The McCarran-Ferguson Act, passed in 1945, gives states the authority to regulate the business of insurance without interference from federal regulation, unless federal law specifically provides otherwise. This means that while CGL insurance is a product offered across state lines, the specifics of the coverage, the regulation of the insurers, and the interpretation of the policies are primarily matters of state law. The Act also provides that no act of Congress shall be construed to invalidate, impair, or supersede any law enacted by any state for the purpose of regulating the business of insurance, unless the federal act specifically relates to the business of insurance.

Federal Insurance Office Act of 2010 (Title V, Subtitle A of the Dodd-Frank Wall Street Reform and Consumer Protection Act, 31 U.S.C. §§ 313 and 314)
This statute is relevant as it established the Federal Insurance Office (FIO) which monitors the insurance industry, including CGL insurance, and addresses gaps in the state-based regulatory system.

The Federal Insurance Office Act of 2010 established the Federal Insurance Office within the Department of the Treasury. The FIO is authorized to monitor all aspects of the insurance industry, including the extent to which traditionally underserved communities and consumers, minorities, and low- and moderate-income persons have access to affordable insurance products regarding all lines of insurance, except health insurance. The FIO's role includes monitoring the availability and affordability of insurance products such as CGL insurance. The FIO has the authority to gather information, issue reports, and advise the Secretary of the Treasury on domestic and international insurance policy issues. However, the FIO does not have regulatory authority over the insurance industry; that remains with the states.
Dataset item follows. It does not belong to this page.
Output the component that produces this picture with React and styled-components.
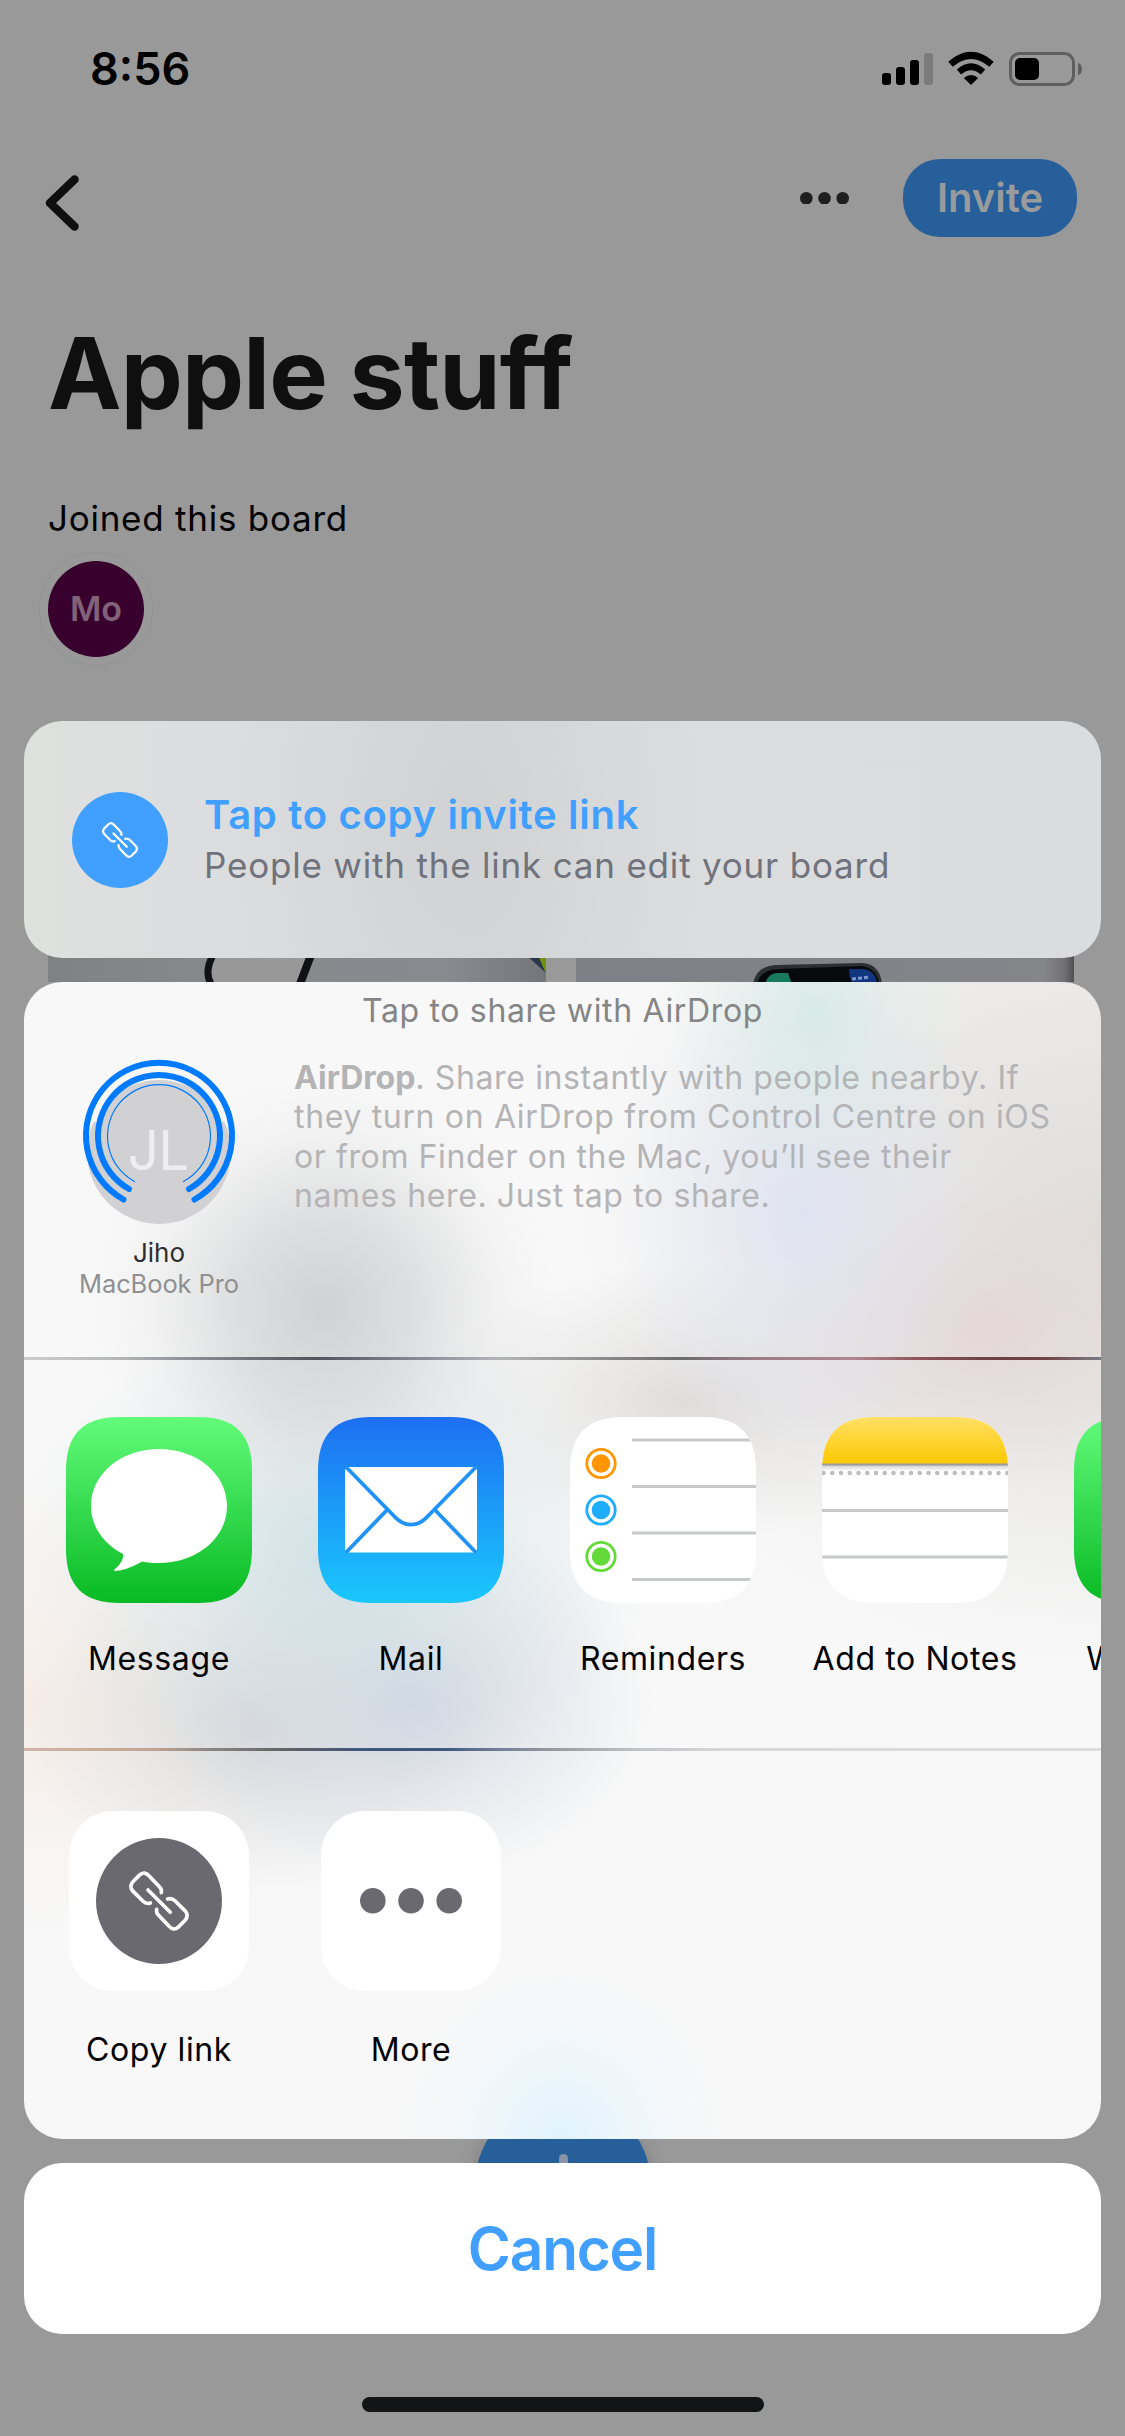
import React from "react";
import styled, { createGlobalStyle } from "styled-components";

const GlobalStyle = createGlobalStyle`
  *, *::before, *::after { box-sizing: border-box; }
  body { margin: 0; background: #999999; }
`;

const Screen = styled.div`
  position: relative;
  width: 1125px;
  height: 2436px;
  overflow: hidden;
  background: #999999;
  font-family: Inter, "Liberation Sans", sans-serif;
  color: #000;
`;

const Label = styled.span`
  display: block;
  margin: 0;
  white-space: nowrap;
  font-size: ${(p) => p.$size}px;
  font-weight: ${(p) => p.$weight || 400};
  line-height: ${(p) => p.$line}px;
  letter-spacing: ${(p) => p.$track || 0}px;
  color: ${(p) => p.$color || "#000"};
`;

/* ---------- Board behind the sheet ---------- */

const Board = styled.div`
  display: flex;
  flex-direction: column;
`;

const StatusBar = styled.div`
  height: 138px;
  padding: 0 42px 0 90px;
  display: flex;
  align-items: center;
  justify-content: space-between;
`;

const NavBar = styled.div`
  height: 120px;
  padding: 0 48px 0 44px;
  display: flex;
  align-items: center;
  justify-content: space-between;
`;

const NavActions = styled.div`
  display: flex;
  align-items: center;
  gap: 54px;
`;

const BackIcon = styled.svg`
  margin-top: 10px;
`;

const InviteButton = styled.button`
  width: 174px;
  height: 78px;
  padding: 0;
  border: 0;
  border-radius: 37px;
  background: #265f99;
  font-family: inherit;
  display: flex;
  align-items: center;
  justify-content: center;
`;

const BoardHead = styled.div`
  padding: 56px 48px 0;
  display: flex;
  flex-direction: column;
  align-items: flex-start;
`;

const Joined = styled.div`
  margin-top: 62px;
`;

const Avatar = styled.div`
  margin-top: 20px;
  width: 96px;
  height: 96px;
  border-radius: 50%;
  background: #38002c;
  box-shadow: 0 0 0 8px #999999, 0 0 0 9px #929595;
  display: flex;
  align-items: center;
  justify-content: center;
`;

const Thumbs = styled.div`
  margin-top: 93px;
  padding: 0 51px 0 48px;
  display: flex;
  justify-content: space-between;
`;

const Fab = styled.div`
  position: absolute;
  left: 475px;
  top: 2097px;
  width: 176px;
  height: 176px;
  border-radius: 50%;
  background: #265f99;
  box-shadow: 0 4px 20px rgba(0, 0, 0, 0.2);
  display: flex;
  justify-content: center;
  padding-top: 57px;
`;

const PlusStem = styled.div`
  width: 9px;
  height: 64px;
  border-radius: 5px;
  background: #8794a5;
`;

/* ---------- Share sheet ---------- */

const Overlay = styled.div`
  position: absolute;
  inset: 0;
  padding: 721px 24px 0;
  display: flex;
  flex-direction: column;
  gap: 24px;
`;

const LinkCard = styled.div`
  height: 237px;
  border-radius: 38px;
  padding-left: 48px;
  display: flex;
  align-items: center;
  gap: 36px;
  background:
    radial-gradient(240px 420px at 440px 100px, rgba(206, 207, 209, 0.8), rgba(206, 207, 209, 0) 100%),
    linear-gradient(90deg, #dfe1df 0%, #dcddde 14%, #dbdcdd 100%);
`;

const LinkBadge = styled.svg`
  flex: none;
`;

const LinkText = styled.div`
  padding-top: 1px;
`;

const Sheet = styled.div`
  height: 1157px;
  border-radius: 38px;
  overflow: hidden;
  display: flex;
  flex-direction: column;
  background:
    radial-gradient(230px 230px at 300px 325px, rgba(203, 205, 207, 0.9), rgba(206, 207, 209, 0.6) 40%, rgba(214, 215, 217, 0.18) 75%, rgba(220, 220, 222, 0) 100%),
    radial-gradient(150px 180px at 790px 30px, rgba(208, 233, 227, 0.75), rgba(214, 235, 230, 0.3) 55%, rgba(214, 235, 230, 0) 100%),
    radial-gradient(190px 240px at 780px 230px, rgba(219, 225, 244, 0.75), rgba(222, 227, 244, 0.35) 50%, rgba(222, 227, 244, 0) 100%),
    radial-gradient(240px 160px at 960px 350px, rgba(226, 208, 208, 0.65), rgba(226, 210, 210, 0.3) 55%, rgba(226, 210, 210, 0) 100%),
    radial-gradient(260px 140px at 660px 420px, rgba(216, 213, 212, 0.75), rgba(218, 216, 215, 0.35) 50%, rgba(220, 218, 217, 0) 100%),
    radial-gradient(520px 440px at 1077px 240px, rgba(220, 217, 214, 0.85), rgba(222, 220, 218, 0.55) 50%, rgba(224, 222, 220, 0) 100%),
    radial-gradient(320px 230px at 310px 570px, rgba(202, 222, 226, 0.85), rgba(208, 224, 228, 0.4) 50%, rgba(214, 226, 230, 0) 100%),
    radial-gradient(240px 180px at 390px 720px, rgba(203, 210, 223, 0.85), rgba(208, 214, 225, 0.45) 50%, rgba(214, 218, 226, 0) 100%),
    radial-gradient(230px 170px at 230px 745px, rgba(208, 210, 212, 0.8), rgba(212, 213, 215, 0.4) 50%, rgba(216, 217, 219, 0) 100%),
    radial-gradient(300px 230px at 10px 720px, rgba(246, 236, 229, 0.95), rgba(246, 238, 232, 0.5) 50%, rgba(246, 240, 236, 0) 100%),
    radial-gradient(160px 170px at 538px 1157px, rgba(224, 243, 254, 0.95), rgba(230, 244, 252, 0.5) 50%, rgba(236, 246, 252, 0) 100%),
    #f8f8f8;
`;

const SheetTitle = styled.div`
  display: flex;
  justify-content: center;
`;

const AirDropRow = styled.div`
  margin-top: 19px;
  height: 299px;
  padding-left: 42px;
  display: flex;
`;

const Contact = styled.div`
  width: 186px;
  margin-right: 42px;
  display: flex;
  flex-direction: column;
  align-items: center;
`;

const ContactName = styled.div`
  margin-top: 11px;
  display: flex;
  flex-direction: column;
  align-items: center;
`;

const Strong = styled.b`
  font-weight: 700;
  letter-spacing: 0;
`;

const Divider = styled.div`
  flex: none;
  height: 3px;
  background: ${(p) => p.$fill};
`;

const Shelf = styled.div`
  flex: none;
  height: 388px;
  padding: ${(p) => p.$top}px 0 0 42px;
  display: flex;
  gap: 66px;
`;

const Item = styled.div`
  flex: none;
  width: 186px;
  display: flex;
  flex-direction: column;
  align-items: center;
  gap: ${(p) => p.$gap}px;
`;

const ActionTile = styled.div`
  width: 180px;
  height: 180px;
  border-radius: 44px;
  background: #ffffff;
  display: flex;
  align-items: center;
  justify-content: center;
`;

const CancelButton = styled.button`
  height: 171px;
  padding: 0;
  border: 0;
  border-radius: 38px;
  background: #ffffff;
  font-family: inherit;
  display: flex;
  align-items: center;
  justify-content: center;
`;

const HomeIndicator = styled.div`
  align-self: center;
  margin-top: 39px;
  width: 402px;
  height: 15px;
  border-radius: 8px;
  background: #131415;
`;

/* ---------- Drawings ---------- */

const TILE =
  "M0 54 C0 17 17 0 54 0 L132 0 C169 0 186 17 186 54 L186 132 C186 169 169 186 132 186 L54 186 C17 186 0 169 0 132 Z";

const StatusIcons = () => (
  <svg width="201" height="36" viewBox="882 51 201 36">
    <rect x="882" y="73" width="9" height="12" rx="3" />
    <rect x="896" y="67" width="9" height="18" rx="3" />
    <rect x="910" y="60" width="9" height="25" rx="3" />
    <rect x="924" y="53" width="9" height="32" rx="3" fill="#7b7b7b" />
    <path d="M971 85 L963.8 78 Q971 72 978.2 78 Z" />
    <path d="M959 72 Q971 61.5 983 72" fill="none" stroke="#000" strokeWidth="6.6" />
    <path d="M950.5 64.2 Q971 46.5 991.5 64.2" fill="none" stroke="#000" strokeWidth="6.8" />
    <rect x="1010.5" y="53.5" width="63" height="31" rx="9" fill="none" stroke="#5f5f5f" strokeWidth="3" />
    <rect x="1015" y="58" width="24" height="22" rx="5" />
    <path d="M1078 62.5 Q1082 64.5 1082 69 Q1082 73.5 1078 75.5 Z" fill="#5f5f5f" />
  </svg>
);

const LinkGlyph = ({ size, fill, scale }) => (
  <LinkBadge width={size} height={size} viewBox="-190 -190 380 380">
    <circle r="190" fill={fill} />
    <g
      transform={`scale(${scale}) translate(-201 -201)`}
      fill="none"
      stroke="#fff"
      strokeWidth="11"
      strokeLinecap="round"
      strokeLinejoin="round"
    >
      <path d="M208 176 Q210 166 203 159 L172 126 Q157 109 142 123 L123 142 Q109 157 123 172 L153 202 Q162 211 175 207" />
      <path d="M194 226 Q192 236 199 243 L230 276 Q245 293 260 279 L279 260 Q293 245 279 230 L249 200 Q240 191 227 195" />
      <path d="M168 168 L235 235" />
    </g>
  </LinkBadge>
);

const LeftThumb = () => (
  <svg width="498" height="232" viewBox="48 750 498 232">
    <defs>
      <linearGradient id="wallLeft" x1="0" x2="1">
        <stop offset="0" stopColor="#808185" />
        <stop offset="0.3" stopColor="#87888b" />
        <stop offset="0.8" stopColor="#888a8f" />
        <stop offset="1" stopColor="#74767b" />
      </linearGradient>
    </defs>
    <rect x="48" y="750" width="498" height="232" fill="url(#wallLeft)" />
    <path d="M214 955 Q204 972 211 984 L300 984 L311 955 Z" fill="#989898" />
    <path d="M213 955 Q204 972 211 984" fill="none" stroke="#101114" strokeWidth="7" />
    <path d="M311 955 L300 984" stroke="#101114" strokeWidth="8" />
    <path d="M526 955 L546 973 L546 955 Z" fill="#29384a" />
    <path d="M538 955 L546 974 L546 955 Z" fill="#71920f" />
  </svg>
);

const RightThumb = () => (
  <svg width="498" height="232" viewBox="576 750 498 232">
    <defs>
      <linearGradient id="wallRight" x1="0" x2="1">
        <stop offset="0" stopColor="#7d8187" />
        <stop offset="0.5" stopColor="#808287" />
        <stop offset="0.94" stopColor="#85868a" />
        <stop offset="0.98" stopColor="#727176" />
        <stop offset="1" stopColor="#504f54" />
      </linearGradient>
    </defs>
    <rect x="576" y="750" width="498" height="232" fill="url(#wallRight)" />
    <path d="M753 984 Q756 966 776 965 L862 963 Q880 964 882 984 Z" fill="#2b3033" />
    <path d="M757 984 Q760 970 778 969 L862 966 Q877 968 879 984 Z" fill="#08090c" />
    <path d="M765 984 Q768 973 778 973 L788 973 L792 984 Z" fill="#177a5c" />
    <path d="M849 969 L864 969 Q876 971 877 984 L853 984 Q849 978 849 969 Z" fill="#123580" />
    <path d="M852 979 L870 977" stroke="#7b9ad0" strokeWidth="3" strokeDasharray="4 2" />
  </svg>
);

const AirDropAvatar = () => (
  <svg width="156" height="168" viewBox="81 1058 156 168">
    <circle cx="159" cy="1152" r="72" fill="#d1d1d4" />
    <path d="M95 1122 A66 66 0 0 1 223 1122" fill="none" stroke="#f6f6f6" strokeWidth="5" />
    <text
      x="158"
      y="1169.5"
      textAnchor="middle"
      fontFamily='Inter, "Liberation Sans", sans-serif'
      fontSize="55"
      fontWeight="400"
      letterSpacing="-1"
      fill="#eeeef0"
    >
      JL
    </text>
    <g fill="none" stroke="#007aff" strokeLinecap="round">
      <path d="M123.5 1199.5 A73 73 0 1 1 194.5 1199.5" strokeWidth="6" />
      <path d="M129 1189 A61 61 0 1 1 189 1189" strokeWidth="6" />
      <path d="M134.5 1181.5 A51.5 51.5 0 1 1 183.5 1181.5" strokeWidth="1.2" />
    </g>
  </svg>
);

const Gradient = ({ id, from, to }) => (
  <linearGradient id={id} x1="0" y1="0" x2="0" y2="1">
    <stop offset="0" stopColor={from} />
    <stop offset="1" stopColor={to} />
  </linearGradient>
);

const GreenTile = ({ id, children }) => (
  <svg width="186" height="186" viewBox="0 0 186 186">
    <defs>
      <Gradient id={id} from="#62fb7a" to="#08ba23" />
    </defs>
    <path d={TILE} fill={`url(#${id})`} />
    {children}
  </svg>
);

const MessageIcon = () => (
  <GreenTile id="msg">
    <path
      fill="#fff"
      d="M93 32 C131 32 161 57 161 89 C161 121 131 146 93 146 C87 146 81 145.500 76 144.500 C68 149 60 153 49 154 C47.500 154 48 152.500 49 152 C54 148 58 142 57 137 C38 127 25 110 25 89 C25 57 55 32 93 32 Z"
    />
  </GreenTile>
);

const MailIcon = () => (
  <svg width="186" height="186" viewBox="0 0 186 186">
    <defs>
      <Gradient id="mail" from="#1d6ff2" to="#1ac8fd" />
    </defs>
    <path d={TILE} fill="url(#mail)" />
    <rect x="27" y="50" width="132" height="85.500" rx="4" fill="#fff" />
    <g fill="none" stroke="#2093f8" strokeWidth="3.800">
      <path d="M28 50 L76 99 C86 110.500 100 110.500 110 99 L158 50" />
      <path d="M28 135.500 L69 93" />
      <path d="M158 135.500 L117 93" />
    </g>
  </svg>
);

const REMINDERS = [
  { y: 46.5, color: "#ff9500" },
  { y: 93, color: "#1eadf8" },
  { y: 139.5, color: "#63da38" },
];

const RemindersIcon = () => (
  <svg width="186" height="186" viewBox="0 0 186 186">
    <defs>
      <clipPath id="remClip">
        <path d={TILE} />
      </clipPath>
    </defs>
    <g clipPath="url(#remClip)">
      <rect width="186" height="186" fill="#fff" />
      {REMINDERS.map((r) => (
        <g key={r.color}>
          <circle cx="31" cy={r.y} r="14.2" fill="none" stroke={r.color} strokeWidth="2.800" />
          <circle cx="31" cy={r.y} r="9.300" fill={r.color} />
        </g>
      ))}
      {[23, 69.5, 116, 162.5].map((y) => (
        <rect key={y} x="62" y={y - 1.5} width="124" height="3" fill="#c6c8c9" />
      ))}
    </g>
  </svg>
);

const NotesIcon = () => (
  <svg width="186" height="186" viewBox="0 0 186 186">
    <defs>
      <clipPath id="notesClip">
        <path d={TILE} />
      </clipPath>
      <Gradient id="notes" from="#ffe066" to="#fcc800" />
      <Gradient id="notesShade" from="#c4c4c4" to="#ffffff" />
    </defs>
    <g clipPath="url(#notesClip)">
      <rect width="186" height="186" fill="#fff" />
      <rect width="186" height="47" fill="url(#notes)" />
      <rect y="47" width="186" height="7" fill="url(#notesShade)" />
      <rect y="46.500" width="186" height="2" fill="#9c9c9c" />
      <path d="M1.500 56 H188" stroke="#bdbec0" strokeWidth="4.600" strokeLinecap="round" strokeDasharray="0 8.750" />
      <rect y="92" width="186" height="3" fill="#c6c8c9" />
      <rect y="138.500" width="186" height="3" fill="#c6c8c9" />
    </g>
  </svg>
);

const Dots = ({ width, r, color }) => (
  <svg width={width} height={r * 2} viewBox={`0 0 ${width} ${r * 2}`} fill={color}>
    <circle cx={r} cy={r} r={r} />
    <circle cx={width / 2} cy={r} r={r} />
    <circle cx={width - r} cy={r} r={r} />
  </svg>
);

const APPS = [
  { name: "Message", icon: <MessageIcon /> },
  { name: "Mail", icon: <MailIcon /> },
  { name: "Reminders", icon: <RemindersIcon /> },
  { name: "Add to Notes", icon: <NotesIcon /> },
  { name: "WhatsApp", icon: <GreenTile id="wa" /> },
];

const LINE_ONE =
  "linear-gradient(90deg,#cbcbcd 0,#b9babd 8%,#8a8b93 16%,#52535b 27%,#8f929b 38%,#b3b5b9 44%,#929397 52%,#6c6b70 61%,#9c7c84 68%,#b0868d 77%,#8d555b 83%,#6b4045 90%,#704549 95%,#7c7c88 100%)";
const LINE_TWO =
  "linear-gradient(90deg,#cfb5a5 0,#c0a594 12%,#8f8784 17%,#646465 24%,#42557a 31%,#40587f 39%,#707f96 44%,#9d9fa3 50%,#c2c3c5 57%,#dadadb 66%,#dcdcdd 100%)";

export default function App() {
  return (
    <Screen>
      <GlobalStyle />
      <Board>
        <StatusBar>
          <Label $size={45} $weight={600} $line={54}>8:56</Label>
          <StatusIcons />
        </StatusBar>
        <NavBar>
          <BackIcon width="35" height="56" viewBox="0 0 35 56">
            <path d="M30.500 4.500 L6 28 L30.500 51.500" fill="none" stroke="#0f0f0f" strokeWidth="8.500" strokeLinecap="round" strokeLinejoin="round" />
          </BackIcon>
          <NavActions>
            <Dots width={49} r={6.3} color="#1f1f1f" />
            <InviteButton>
              <Label $size={40} $weight={600} $line={48} $color="#999b9d">Invite</Label>
            </InviteButton>
          </NavActions>
        </NavBar>
        <BoardHead>
          <Label as="h1" $size={98.5} $weight={700} $line={120} $track={-0.8} $color="#0f0f0f">Apple stuff</Label>
          <Joined>
            <Label $size={35} $line={45} $track={0.75}>Joined this board</Label>
          </Joined>
          <Avatar>
            <Label $size={34} $weight={600} $line={40} $color="#826278">Mo</Label>
          </Avatar>
        </BoardHead>
        <Thumbs>
          <LeftThumb />
          <RightThumb />
        </Thumbs>
      </Board>
      <Fab>
        <PlusStem />
      </Fab>

      <Overlay>
        <LinkCard>
          <LinkGlyph size={96} fill="#409fff" scale={0.79} />
          <LinkText>
            <Label $size={40} $weight={600} $line={50} $track={0.7} $color="#409fff">Tap to copy invite link</Label>
            <Label $size={35} $line={50} $track={0.8} $color="#70727c">People with the link can edit your board</Label>
          </LinkText>
        </LinkCard>

        <Sheet>
          <SheetTitle>
            <Label $size={32} $line={57} $track={0.67} $color="#858586">Tap to share with AirDrop</Label>
          </SheetTitle>
          <AirDropRow>
            <Contact>
              <AirDropAvatar />
              <ContactName>
                <Label $size={26} $line={31} $color="#2e2e30">Jiho</Label>
                <Label $size={25.5} $line={31.5} $track={-0.1} $color="#8f9091">MacBook Pro</Label>
              </ContactName>
            </Contact>
            <div>
              <Label $size={32} $line={39.4} $track={0.63} $color="#b4b4b6"><Strong>AirDrop</Strong>. Share instantly with people nearby. If</Label>
              <Label $size={32} $line={39.4} $track={0.66} $color="#b4b4b6">they turn on AirDrop from Control Centre on iOS</Label>
              <Label $size={32} $line={39.4} $track={0.6} $color="#b4b4b6">or from Finder on the Mac, you’ll see their</Label>
              <Label $size={32} $line={39.4} $track={0.62} $color="#b4b4b6">names here. Just tap to share.</Label>
            </div>
          </AirDropRow>
          <Divider $fill={LINE_ONE} />
          <Shelf $top={57}>
            {APPS.map((app) => (
              <Item key={app.name} $gap={33}>
                {app.icon}
                <Label $size={32} $line={45} $track={0.6}>{app.name}</Label>
              </Item>
            ))}
          </Shelf>
          <Divider $fill={LINE_TWO} />
          <Shelf $top={60}>
            <Item $gap={36}>
              <ActionTile>
                <LinkGlyph size={126} fill="#6a6970" scale={1} />
              </ActionTile>
              <Label $size={32} $line={45} $track={0.6}>Copy link</Label>
            </Item>
            <Item $gap={36}>
              <ActionTile>
                <Dots width={102} r={12.8} color="#6a6970" />
              </ActionTile>
              <Label $size={32} $line={45} $track={0.6}>More</Label>
            </Item>
          </Shelf>
        </Sheet>

        <CancelButton>
          <Label $size={58.5} $weight={600} $line={70} $track={-1.2} $color="#409fff">Cancel</Label>
        </CancelButton>
        <HomeIndicator />
      </Overlay>
    </Screen>
  );
}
Terrorism Risk Insurance Act (TRIA) of 2002 (15 U.S.C. §§ 6701 note)
This statute is relevant to CGL insurance as it provides a federal backstop for insurance claims related to acts of terrorism, which can affect the coverage and claims related to CGL policies.

The Terrorism Risk Insurance Act of 2002 was enacted in response to the inability of businesses to secure terrorism risk insurance following the September 11, 2001 attacks. TRIA requires insurers to offer terrorism risk insurance and provides a federal backstop for such insurance to ensure its availability. The Act creates a shared public and private compensation system for insured losses resulting from acts of terrorism. The federal government covers a portion of the losses that exceed certain thresholds, subject to a cap. This can impact CGL policies that may include coverage for acts of terrorism, and it affects the risk assessment and underwriting practices of insurers offering CGL insurance.

Gramm-Leach-Bliley Act (GLBA) (15 U.S.C. §§ 6801-6827)
This statute is relevant to CGL insurance as it governs the collection, disclosure, and protection of consumers' nonpublic personal information by financial institutions, which can include insurers.

The Gramm-Leach-Bliley Act, also known as the Financial Services Modernization Act of 1999, includes provisions to protect consumers' personal financial information held by financial institutions, which may include insurance companies that provide CGL insurance. The GLBA requires financial institutions to explain their information-sharing practices to their customers and to safeguard sensitive data. The Act also allows for the sharing of information between affiliates and third parties, subject to certain conditions and exceptions. Insurers providing CGL insurance must comply with the GLBA's privacy provisions and ensure that any sharing of nonpublic personal information is done in accordance with the law.